I would like to make a statement to the house regarding questions. It is not generally known that oral questions
are not permitted under any rule in this house. Standing order 44 provides for placing questions on the order paper seeking information relating to public affairs, and it adds that if any member requires an oral answer he may distinguish his question by an asterisk. In former years a few urgent questions were orally addressed to the government on the orders of the day being called, but now all kind of questions are asked at that stage of the proceedings. Most of them could be placed on the order paper. Even newspaper clippings and telegrams, the accuracy of which has not previously been ascertained, are then read and included in the official report of debates. This practice is resorted to on the ground that it is followed in the United Kingdom House of Commons. There could be no greater mistake. The rule at Westminster is quite different from that, and it could be followed with advantage by this house. Our standing order No. 1 provides that:
In all cases not provided for hereafter or by sessional or other orders, the usages and customs of the House of Commons of the United Kingdom of Great Britain and northern Ireland as in force at the time shall be followed so far as they may be applicable to this house.
What is the custom today in the United Kingdom house? I cannot find it in a better place than in the 14th edition of May's "Parliamentary Practice", published a year ago under the control of Sir Gilbert Campion, K.C.B., present clerk of the United Kingdom house. Let us quote what he says at page 332:
Notice of a question to a minister or other member is usually placed upon the notice paper, unless the question relates to a matter of urgency or to the course of public business. The custom formerly in vogue, of giving notice of questions by reading the question aloud, is no longer allowed, unless the consent of the Speaker in the case of any particular question has been previously obtained. Notice of a question is given by delivering the terms thereof in writing to the clerks at the table during the sitting of the house.
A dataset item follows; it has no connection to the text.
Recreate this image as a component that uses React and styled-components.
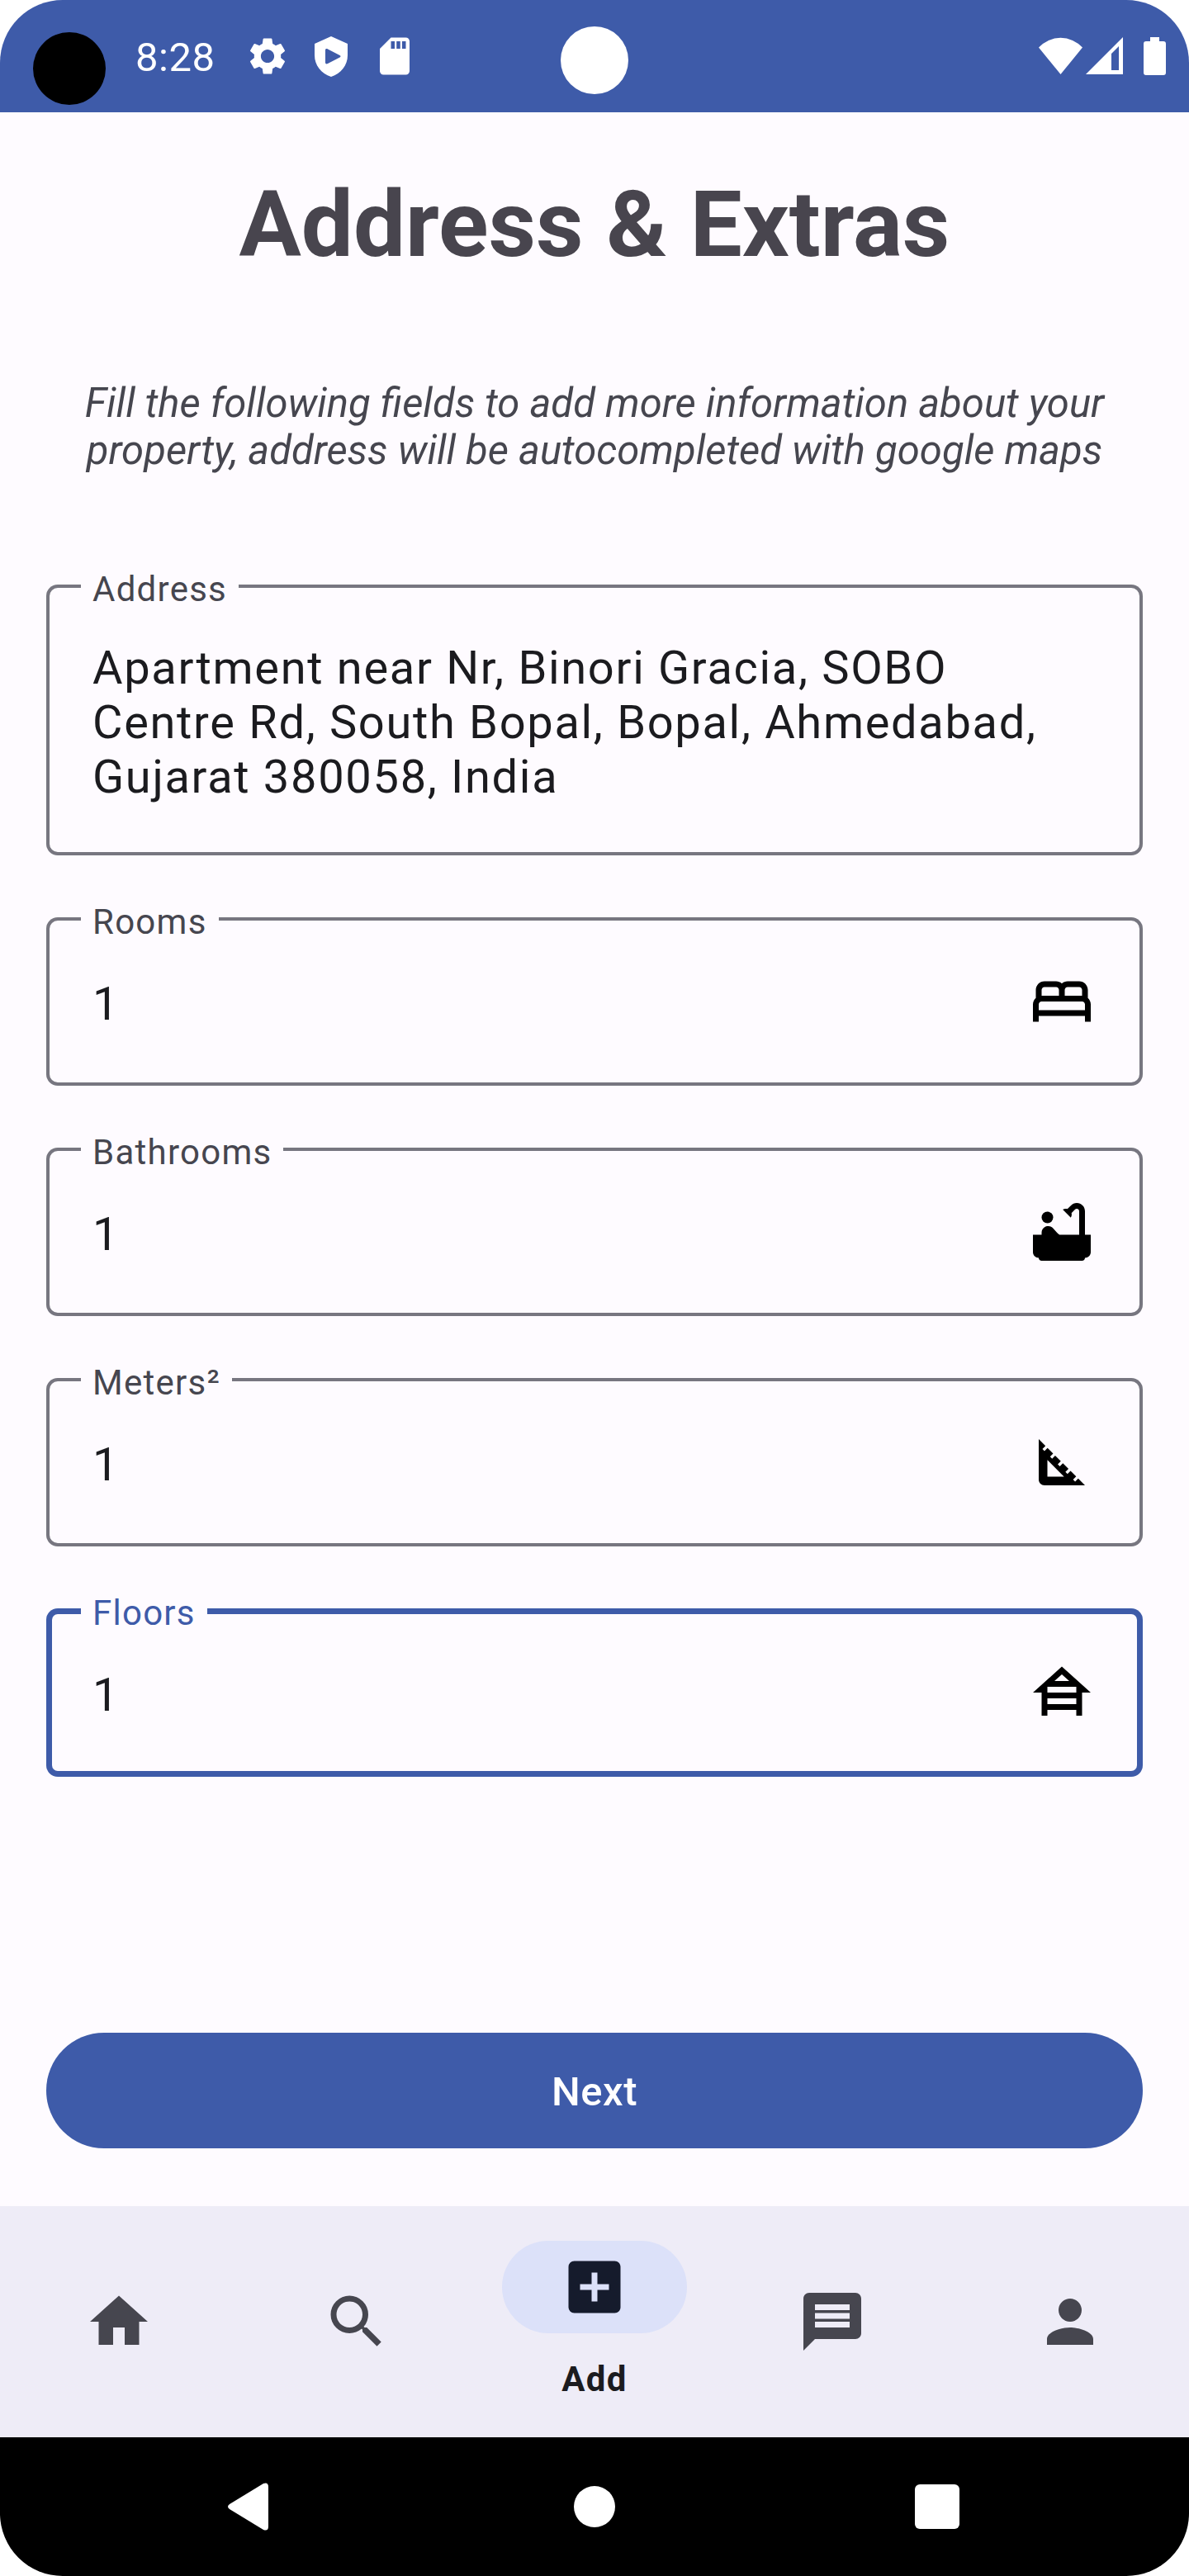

This is the same as our standing order 44 respecting written questions. But with regard to oral questions, the same authority says at page 340:
Questions which have not appeared on the paper, but which are of an urgent character and relate either to matters of public importance or to the arrangement of business, may be taken after a quarter to four o'clock, provided they have been submitted to the Speaker and have been accepted by him as satisfying the conditions imposed by standing order No. 7 and provided notice has been given to the minister concerned.
This is a very wise rule. Under the practice now followed here, a member may have shown his question to the minister concerned but he has kept it away from the Speaker, who, taken-
by surprise, has no idea of the wording of the question and still is called upon to decide whether the question is in order or not. This is unfair to the Speaker, who is thereby placed in the same position as a judge called upon to render judgment without having seen the documents in the case. I venture to suggest that we accept the United Kingdom practice whereby the Speaker be shown beforehand any question to be addressed to ministers. Our procedure in this matter is hardly parliamentary. The time has arrived when it should be governed by practical rules.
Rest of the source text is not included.